CGD in the News

Create a health impact fund to spur development and equitable use of a Covid-19 vaccine (STAT News)

June 03, 2020

Rachel Silverman, Carleigh Krubiner, Kalipso Chalkidou, and Adrian Towse's work on developing a value-based advance market committment for a COVID-19 vaccine is mentioned in STAT News. From the article:

Calls for rethinking our pharmaceutical innovation system are swirling in the headwinds and tailwinds of Covid-19. How do we accelerate the arrival of treatments and vaccines in adequate quantities? And how do we ensure that everyone can access those treatments and vaccines?
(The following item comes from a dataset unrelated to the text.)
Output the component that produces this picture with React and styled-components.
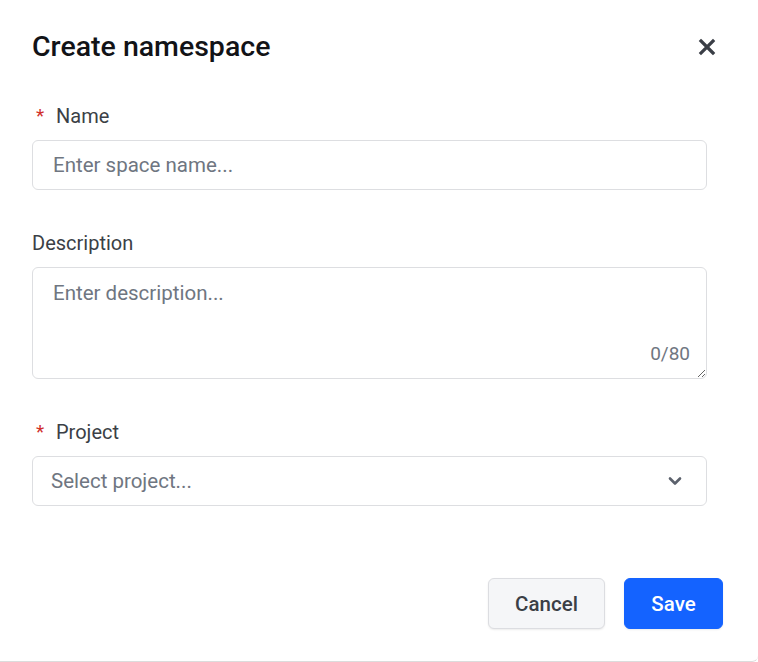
import React from 'react';
import styled, { createGlobalStyle } from 'styled-components';

const GlobalStyle = createGlobalStyle`
    * { box-sizing: border-box; }
    body {
        margin: 0;
        background: #ffffff;
        font-family: Roboto, "Noto Sans", "Liberation Sans", sans-serif;
    }
`;

// 모달 전체
const Modal = styled.div`
    width: 758px;
    height: 662px;
    display: flex;
    flex-direction: column;
    background: #ffffff;
    border-bottom: 1px solid #dcdcdc;
    border-bottom-right-radius: 6px;
`;

const Header = styled.div`
    display: flex;
    align-items: center;
    justify-content: space-between;
    padding: 31px 41px 0 32px;
`;

const Title = styled.h2`
    margin: 0;
    font-size: 28.5px;
    line-height: 32px;
    font-weight: 500;
    color: #121317;
`;

const CloseButton = styled.button`
    width: 20px;
    height: 20px;
    padding: 0;
    border: none;
    background: none;
    display: flex;
    align-items: center;
    justify-content: center;
    cursor: pointer;
`;

const Body = styled.div`
    display: flex;
    flex-direction: column;
    gap: 41px;
    padding: 41px 51px 0 32px;
`;

const Field = styled.div`
    display: flex;
    flex-direction: column;
    gap: 12px;
`;

const Label = styled.label`
    display: flex;
    align-items: center;
    font-size: 20px;
    line-height: 24px;
    color: #3b3f46;
`;

const Required = styled.span`
    color: #d0302b;
    font-size: 19px;
    width: 24px;
    padding-left: 4px;
`;

const Input = styled.input`
    width: 100%;
    height: 50px;
    padding: 0 20px;
    border: 1px solid #dddee1;
    border-radius: 6px;
    font-family: inherit;
    font-size: 20.5px;
    color: #1f2328;
    outline: none;
    &::placeholder { color: #6f7681; }
`;

const AreaWrap = styled.div`
    position: relative;
`;

const TextArea = styled.textarea`
    display: block;
    width: 100%;
    height: 112px;
    padding: 12px 20px;
    border: 1px solid #dddee1;
    border-radius: 6px;
    font-family: inherit;
    font-size: 20.5px;
    line-height: 26px;
    color: #1f2328;
    outline: none;
    resize: vertical;
    &::placeholder { color: #6f7681; }
`;

// 글자 수 카운터
const Counter = styled.span`
    position: absolute;
    right: 17px;
    bottom: 14px;
    font-size: 19px;
    color: #6f7681;
`;

const Select = styled.button`
    width: 100%;
    height: 50px;
    display: flex;
    align-items: center;
    justify-content: space-between;
    padding: 0 24px 0 18px;
    border: 1px solid #dddee1;
    border-radius: 6px;
    background: #ffffff;
    font-family: inherit;
    font-size: 20.5px;
    color: #6f7681;
    cursor: pointer;
`;

const Footer = styled.div`
    display: flex;
    justify-content: flex-end;
    gap: 19px;
    padding: 72px 35px 0 0;
`;

const Button = styled.button`
    height: 51px;
    width: ${p => (p.$primary ? '99px' : '117px')};
    border-radius: 6px;
    border: 1px solid ${p => (p.$primary ? '#1463ff' : '#dcdde1')};
    background: ${p => (p.$primary ? '#1463ff' : '#f5f6f8')};
    color: ${p => (p.$primary ? '#ffffff' : '#3b3f46')};
    font-family: inherit;
    font-size: 20.5px;
    font-weight: 500;
    box-shadow: 0 1px 2px rgba(0, 0, 0, 0.08);
    cursor: pointer;
`;

const CloseIcon = () => (
    <svg width="18" height="18" viewBox="0 0 18 18">
        <path d="M3 3 L15 15 M15 3 L3 15" stroke="#3a3e46" strokeWidth="3.2" strokeLinecap="square" />
    </svg>
);

const Chevron = () => (
    <svg width="14" height="10" viewBox="0 0 14 10">
        <path d="M2 2.5 L7 7.5 L12 2.5" fill="none" stroke="#5b616c" strokeWidth="2.6" strokeLinecap="round" strokeLinejoin="round" />
    </svg>
);

const App = () => {
    return (
        <>
            <GlobalStyle />
            <Modal>
                <Header>
                    <Title>Create namespace</Title>
                    <CloseButton aria-label="Close"><CloseIcon /></CloseButton>
                </Header>
                <Body>
                    <Field>
                        <Label><Required>*</Required>Name</Label>
                        <Input placeholder="Enter space name..." />
                    </Field>
                    <Field>
                        <Label>Description</Label>
                        <AreaWrap>
                            <TextArea placeholder="Enter description..." />
                            <Counter>0/80</Counter>
                        </AreaWrap>
                    </Field>
                    <Field>
                        <Label><Required>*</Required>Project</Label>
                        <Select type="button">
                            Select project...
                            <Chevron />
                        </Select>
                    </Field>
                </Body>
                <Footer>
                    <Button>Cancel</Button>
                    <Button $primary>Save</Button>
                </Footer>
            </Modal>
        </>
    );
};

export default App;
Wealthy countries have a moral obligation to ensure that vaccines and treatments are accessible to the poor as well as to the rich. Self-interest guides in the same direction: If SARS-CoV-2 continues to circulate because vaccines don’t achieve adequate global penetration, it is more likely to mutate, potentially initiating a new pandemic...

In the Health Impact Fund model, the main reward for developing vaccines would be committed by governments up front and would not rely on high prices set after regulatory approval. Several proposals along these lines have been floated: Susan Athey, Michael Kremer, Christopher Snyder, and Alex Tabarrok have proposed a $70 billion “advanced market commitment” for supplying vaccines to the U.S. population. Rachel Silverman, Carleigh Krubiner, Kalipso Chalkidou, and Adrian Towse suggest a “value-based advance commitment” in which countries precommit to paying certain prices for fixed volumes of vaccines that meet specific technical requirements.